There has been considerable interest in recent years in the role of gene×environment (G×E) interactions in the aetiology of psychiatric disorders. While the fact that genetic effects may moderate the effects of environmental exposure is widely accepted, and supported by family and twin studies, there is controversy regarding the degree of evidence for specific G×E interactions reported in the literature. Here the various reasons for this ongoing controversy, and the extent to which this debate has polarised the field of G×E research, are discussed.

A number of relevant factors influencing the weight of evidence for specific G×E interactions will be discussed, including the degree of stringency employed in the definition of “replication”, the impact of different statistical models used to test for these interactions, and the statistical power of individual studies. In only a minority of studies is a replication reported that is qualitatively comparable to that in the original report, which may or may not mean that the original finding was spurious. Given reasonable assumptions regarding likely genetic and environmental effects, simulations indicate that many published studies may be underpowered, suggesting that some positive results for widely reported G×E interactions may indeed be compatible with chance findings.

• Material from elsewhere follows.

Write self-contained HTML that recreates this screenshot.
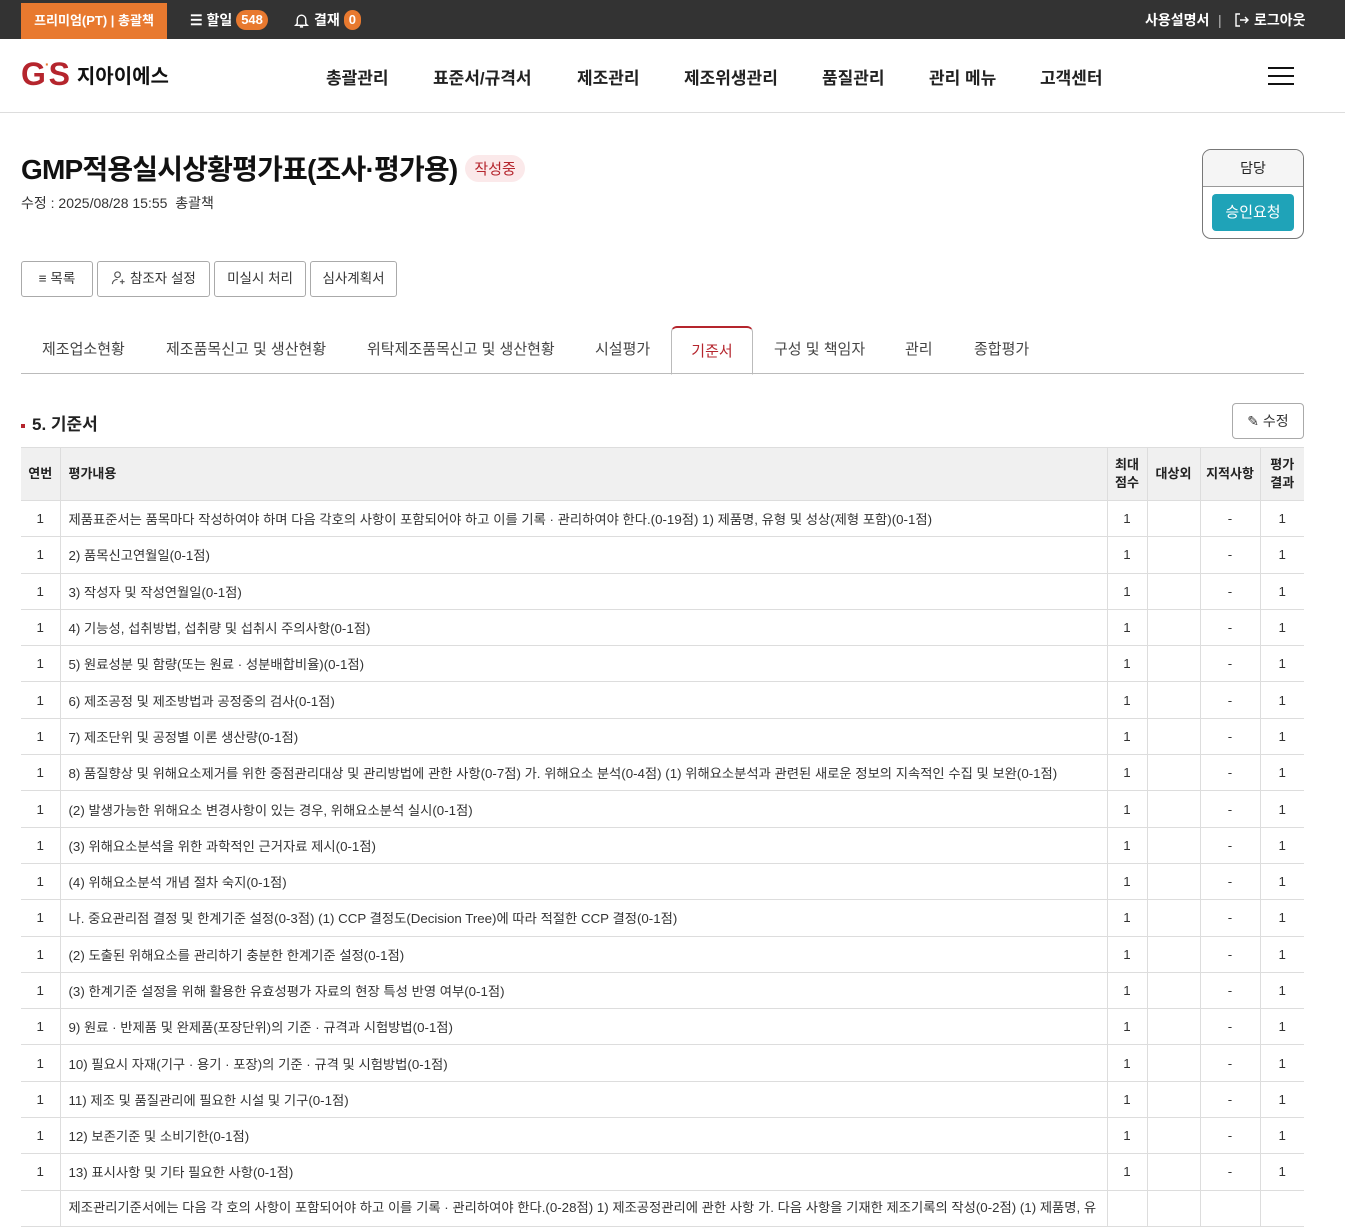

Many difficulties arise from the use of existing datasets, which obscures whether different findings across studies are due to characteristics of the data (eg, questionnaire vs interview measures, sample characteristics), genuine effect heterogeneity, or simply chance. A further difficulty is the temptation to mine datasets for nominally significant results, which raises the risk of spurious findings (further exacerbated when interaction effects in the absence of main effects are observed). Recommendations for future studies will be discussed.